Knight Terrors: Night’s End #1 // Review

Knight Terrors: Night’s End #1 // Review

They were chasing her. Batman. Superman. Wonder Woman. They were chasing her. Only they didn’t look like themselves. They looked like monsters. Her parents are there to comfort her when she wakes up. They tell her it’s all a bad dream. And then she mentions the man without the eyelids. They turn to ask her a little bit more about him, ushering in the beginning of the end in Knight Terrors: Night’s End #1. The Nightmare Summer DC Comics crossover series draws to a close in an issue written by Joshua Williamson with the art team of Giuseppe Camuncoli, Trevor Hairsine, Howard Porter, and Stefano Nesi. Color comes to the end of the nightmare courtesy of Rain Beredo.

The man without eyelids told the little girl that the heroes must pay for what they’ve done. He’s holding a hell of a grudge and a hell of a lot of power, but they’ve all managed to escape the nightmare prisons that he had trapped them in. Now they’re after him. He’s gained a hell of a lot of power of his own, so it’s not going to be easy for them to simply do away with him. Victory over Insomnia may come at a price. 

Williamson places Deadman at the center of the climactic action while sloshing all of the other heroes around in a weird haze in the background. They’re all fighting...things from nightmare, but it’s all more than a little indistinct. Certain heroes occasionally take turns emerging from the inky blackness of the conflict to put-in prominent appearances here and there, but Williamson’s script isn’t distinct enough with much of the action to make it feel all that necessary for all of the assembled heroes to be present. So much of the story feels like it could have been done with Deadman and the Sandman Wesley Dodds. 
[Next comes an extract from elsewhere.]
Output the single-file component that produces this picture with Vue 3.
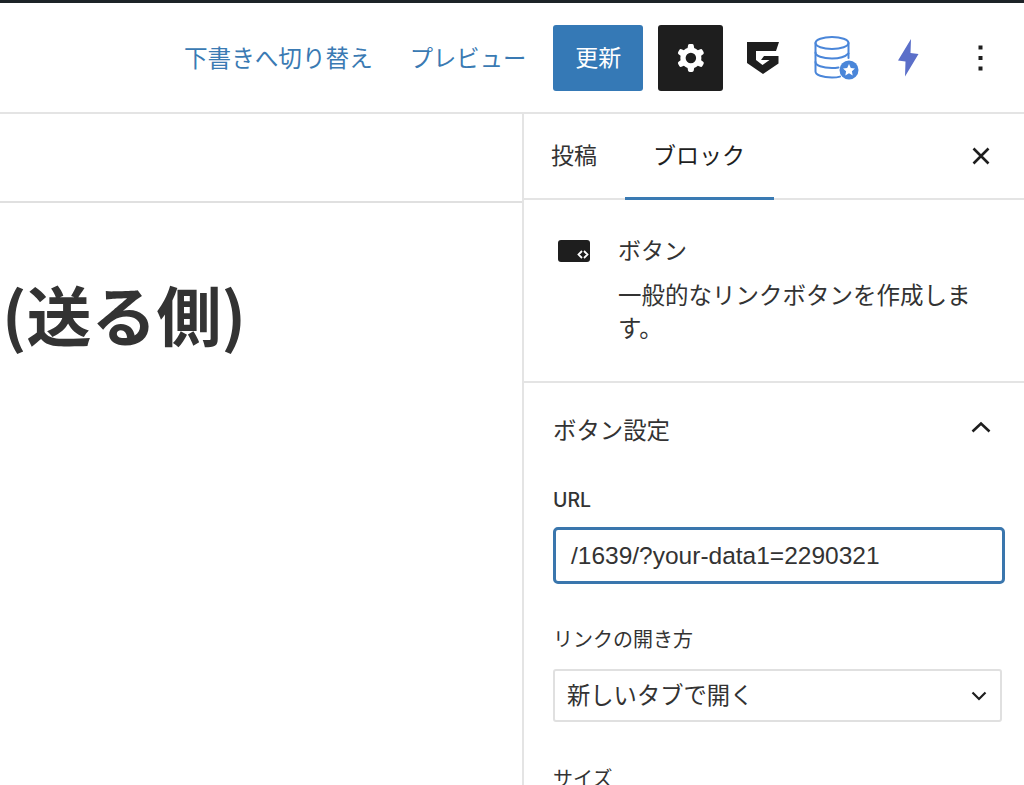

The. art team does a pretty good job of bringing a spiky, inky horror to the page that is given some spectral ambiance by colorist Rain Beredo. And while Beredo’s colors give the visual a suitably nightmarish resonance, the actual form and force of the heroes look like a bunch of ink that got splashed across the page in weird directions. It’s difficult to feel much of any kind of presence on the page from any of the heroes at all. As a result, there really isn’t much of an action dynamic to the big, final battle with Insomnia. It looks kind of fun and nightmarish, but it’s kind of hard to tell what’s going on in and amidst all of the swirls and slashes of ink. 

There HAD been rather a lot of action throughout the crossover featuring quite a few characters who all showed a great deal of promise, but none of them feature all that prominently in the final chapter of the crossover, so their presence earlier on feels kind of empty for the most part. Deadman comes across with some degree of power, but there really isn’t much on the page aside from him and his big, final tussle with Insomnia.